Is that "modern machine" a Xeon by any chance? We know that Xeons have
fairly awful concurrent performance, and the long latency for bus lock
instructions may well be the reason why. FWIW, the numbers I showed
last night were for an HPPA machine, which I used just because I chanced
to have CVS tip already built for profiling on it. I've since
reproduced the test on a spiffy new dual Xeon that Red Hat just bought
me :-) ... and I get similar numbers to yours. It'd be interesting to
see the results from an SMP Opteron, if anyone's got one handy.
>> The only other objection I can think of is that if there are any broken
>> tuples on a page, this approach would likely make it impossible to fetch
>> any of the non-broken ones :-(
> What do you mean by "broken tuple"? An data corrupted tuple?
The specific case that's worrying me is a tuple with a corrupted xmin,
such that tqual.c fails with a "can't access transaction status"
message.
> So you mean
> if scan operator find a broken tuple on a page, then it will abort the
> operation without returning any other good tuples?
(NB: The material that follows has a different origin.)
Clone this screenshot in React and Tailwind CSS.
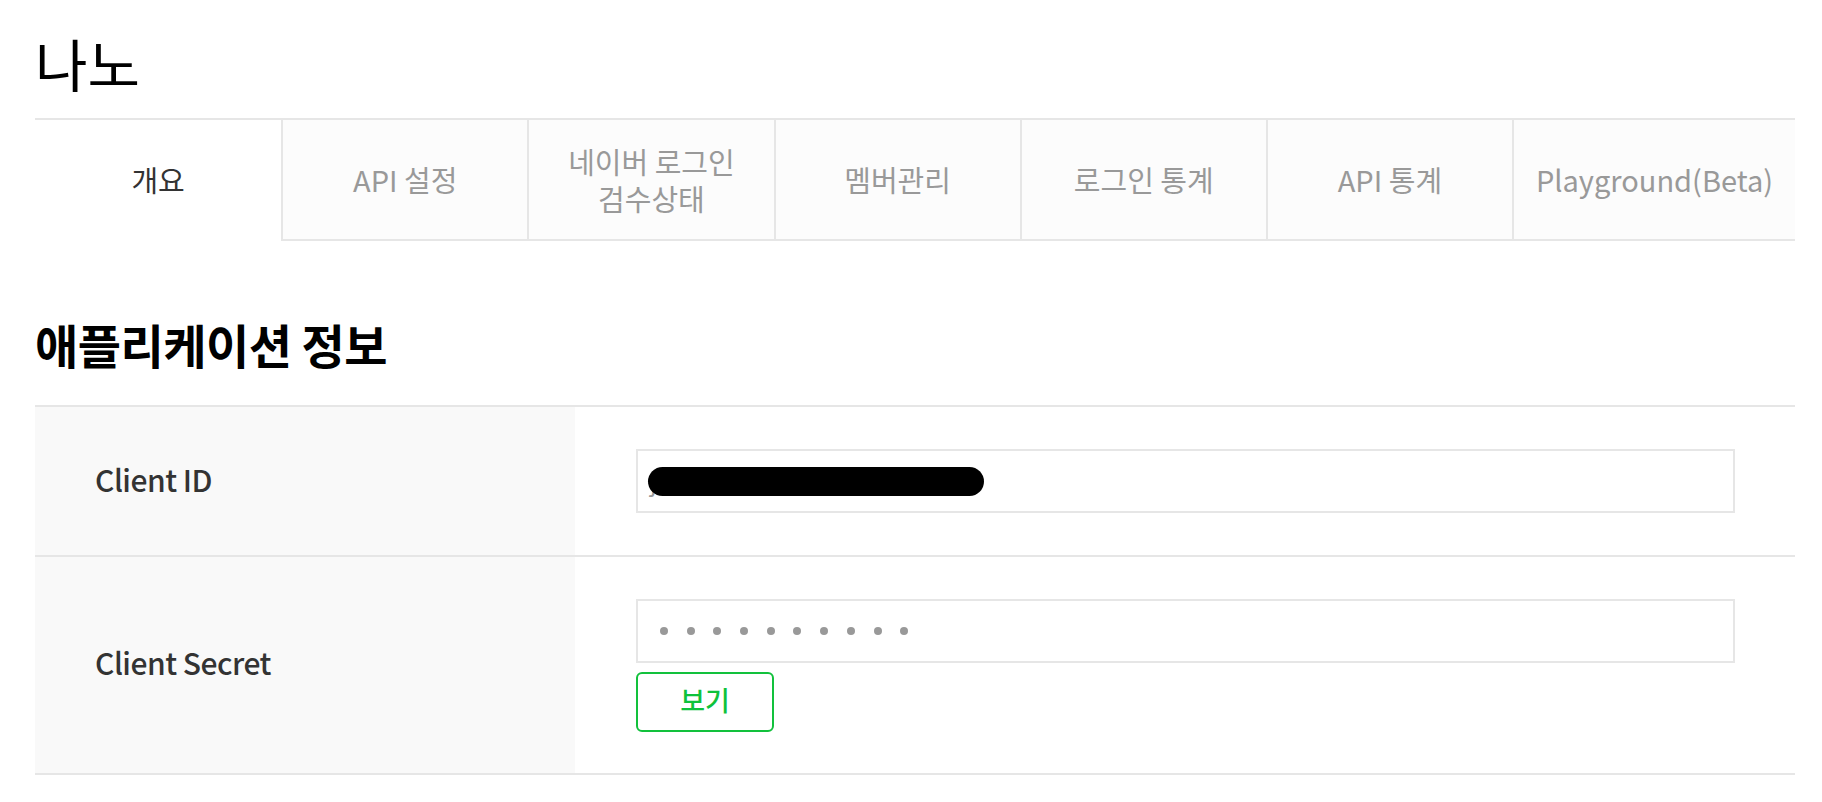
import React from "react";

const tabs = [
  { label: "개요", active: true },
  { label: "API 설정" },
  { label: ["네이버 로그인", "검수상태"] },
  { label: "멤버관리" },
  { label: "로그인 통계" },
  { label: "API 통계" },
  { label: "Playground(Beta)" },
];

export default function App() {
  return (
    <div className="min-h-[802px] bg-white font-['Noto_Sans_CJK_KR','Noto_Sans',sans-serif] pl-[35px] pr-[27px]">
      <div className="h-[118px] pt-[28px]">
        <h1 className="text-[57px] leading-[1.2] text-black font-normal">나노</h1>
      </div>

      <div className="grid grid-cols-[repeat(6,1fr)_283px] h-[123px]">
        {tabs.map((t, i) => (
          <div
            key={i}
            className={
              t.active
                ? "flex items-center justify-center border-t-2 border-[#e6e6e6] bg-white text-[29px] font-normal text-[#333] pb-[2px]"
                : "flex flex-col items-center justify-center border-t-2 border-b-2 border-l-2 border-[#e6e6e6] bg-[#fcfcfc] text-[29px] font-normal text-[#999]"
            }
          >
            {Array.isArray(t.label) ? (
              <span className="text-center leading-[37px]">
                {t.label[0]}
                <br />
                {t.label[1]}
              </span>
            ) : (
              <span>{t.label}</span>
            )}
          </div>
        ))}
      </div>

      <div className="h-[164px] flex items-end pb-[38px]">
        <h2 className="text-[47px] leading-none font-semibold text-black tracking-[-0.5px]">애플리케이션 정보</h2>
      </div>

      <div className="border-t-2 border-[#e6e6e6]">
        <div className="flex h-[150px] border-b-2 border-[#e6e6e6]">
          <div className="w-[540px] shrink-0 bg-[#f9f9f9] flex items-center pl-[60px] pb-[4px] text-[30px] font-medium text-[#333] tracking-[-0.5px]">
            Client ID
          </div>
          <div className="flex-1 flex items-center pl-[61px] pr-[60px]">
            <div className="relative w-full h-[64px] border-2 border-[#e6e6e6] flex items-center pl-[12px] text-[24px] text-[#999]">
              <span>jXXXXXXlXXXXXlXlXXXXX</span>
              <div className="absolute left-[10px] top-[16px] w-[336px] h-[29px] rounded-full bg-black"></div>
            </div>
          </div>
        </div>

        <div className="flex h-[218px] border-b-2 border-[#e6e6e6]">
          <div className="w-[540px] shrink-0 bg-[#f9f9f9] flex items-center pl-[60px] pb-[6px] text-[30px] font-medium text-[#333] tracking-[-0.5px]">
            Client Secret
          </div>
          <div className="flex-1 flex flex-col justify-center pl-[61px] pr-[60px]">
            <div className="w-full h-[64px] border-2 border-[#e6e6e6] flex items-center pl-[22px] gap-[18.7px]">
              {Array.from({ length: 10 }).map((_, i) => (
                <div key={i} className="w-[8px] h-[8px] rounded-full bg-[#999]"></div>
              ))}
            </div>
            <button className="mt-[9px] w-[138px] h-[60px] border-2 border-[#12c13c] rounded-[6px] bg-white text-[27px] font-medium text-[#0ec23b] flex items-center justify-center pb-[2px]">
              보기
            </button>
          </div>
        </div>
      </div>
    </div>
  );
}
I think this is
> acceptable.
I think it would be totally unacceptable if it meant that there was no
way at all to look at the other data on the same page with a corrupt
tuple. Seqscans with "LIMIT n" have been the traditional tool for
getting as much info as you could out of a corrupted page. However,
it now occurs to me that you could still cherry-pick non-corrupt tuples
with TID-scan queries, so this objection shouldn't be considered fatal.